Peter Meijer, a Republican who voted to impeach former President Donald J. Trump when he was a member of the House, announced on Friday that he was dropping out of the Republican primary race for U.S. Senate in Michigan.
“The hard reality is the fundamentals of the race have changed significantly since we launched this campaign,” Mr. Meijer said in a post on Facebook, adding that he did not have a “strong pathway to victory.”
He was facing a crowded primary field featuring another high-profile Republican: Mike Rogers, who served seven terms in the House and rose to become the chairman of the House Intelligence Committee.
The Secretary of State’s office confirmed Mr. Meijer’s withdrawal from the race and said he would not be on the ballot on Aug. 6.
The move comes five days before Mr. Trump, who endorsed Mr. Rogers for the seat, returns to the battleground state for a rally in Freeland, Mich. Mr. Rogers is expected to attend the rally, his campaign said.
“Continuing this campaign only increases the likelihood of a divisive primary that would distract from the essential goal — conservative victories in November,” said Mr. Meijer, who did not immediately respond to requests for further comment on Friday.
The seat is being vacated by Senator Debbie Stabenow, the state’s senior senator and a Democrat, who announced last year that she would not seek a fifth term. That teed up a crowded field of Republicans vying to flip the seat in a general election contest that could decide control of the narrowly divided Senate. The Republican nominee is likely to face Representative Elissa Slotkin, the most prominent Democrat seeking to succeed Ms. Stabenow.
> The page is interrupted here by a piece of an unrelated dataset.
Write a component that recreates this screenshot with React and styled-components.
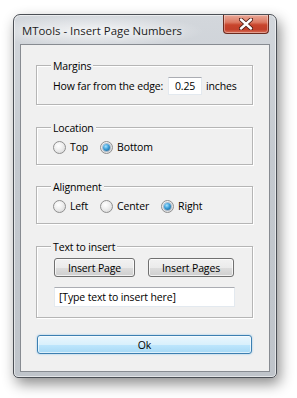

Mr. Meijer’s departure does not void the primary of Trump critics, however.
Justin Amash, who was the only sitting Republican member of Congress to support Mr. Trump’s first impeachment, remains in the race. He left the party in 2019 while facing attacks from Mr. Trump and did not run for re-election in 2020. But he is running as a Republican again now.
Mr. Trump’s upcoming visit to Michigan — planned for one of the few days next week when he will not be attending his criminal trial in Manhattan — is his latest foray to the same battleground state where an investigator disclosed this week that the former president was an unindicted co-conspirator in a plot by his allies to assemble a slate of fake electors during the 2020 election.
Mr. Trump, the presumptive Republican presidential nominee, lost the state to Joseph R. Biden Jr. in 2020, a major blow to his re-election bid in the Midwest bellwether that had helped propel him to the White House in 2016. Several of his allies are facing criminal charges in the fake electors scheme.
In Michigan, the former president’s grip on the G.O.P. remains strong: He swept the Republican delegates at the state party’s convention in March, just days after dominating its primary under the party’s hybrid nominating system.
Mr. Meijer, the scion of the Meijer supermarket empire and an Army Reserve veteran who served in Iraq, was ousted from his House seat during the 2022 midterm elections by a far-right challenger endorsed by Mr. Trump, after serving just one term. A Democrat, Hillary Scholten, then flipped the seat in the general election that year.
Pete Hoekstra, the chairman of the Michigan Republican Party and a former longtime House member himself, said in an interview on Friday that there had been rumblings about Mr. Meijer’s exit from the race.
“Peter’s a young guy, got a good résumé, and I think has aspirations in the future and just kind of decided that this was not the year to go to the wall,” Mr. Hoekstra said.